- Interactive map of Verle
- Country: India
- State: Maharashtra

= Verle, Maharashtra =

Village in Maharashtra

Verle is a village in Sawantwadi Taluka in Sindhudurg District of Maharashtra State, India. It belongs to Konkan region and Konkan division. It is located 45 km towards South from District headquarters Oros, 28 km from Sawantwadi, 500 km from State capital Mumbai.
It is surrounded by the dense Sahayadari mountains. The village is benith the famous Amboli waterfalls. Farming is the primary occupation while majority of the people are and have been working in the Indian Armed force. Paddy is the major crop. While most of the population has migrated to Urban cities for employment and education.

Verle Pin code is 416531 and postal head office is Kalambist.

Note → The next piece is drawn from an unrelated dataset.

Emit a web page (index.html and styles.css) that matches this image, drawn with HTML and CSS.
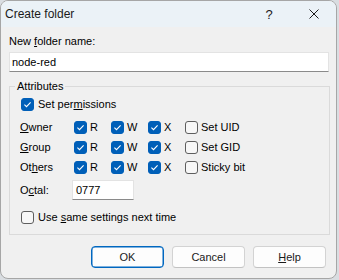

Malvani a dialect of Marathi is the most common language; the Marathi language is also spoken by a few. The town's population are Hindu. Shree Pavnai (incarnation of Shakti) Rawalnath (incarnation of Lord Shiva), Navlai is the God of the village. Lord Vithhal i.e. Pandhuranga is also worshiped.
Ganesh Chaturti and Holi and Dushera are some major festivals.

== Road connections ==
Sawantwadi is the nearest town to Verle. Sawantwadi is 28 km from Verle. A bus service runs between Sawantwadi and Verle.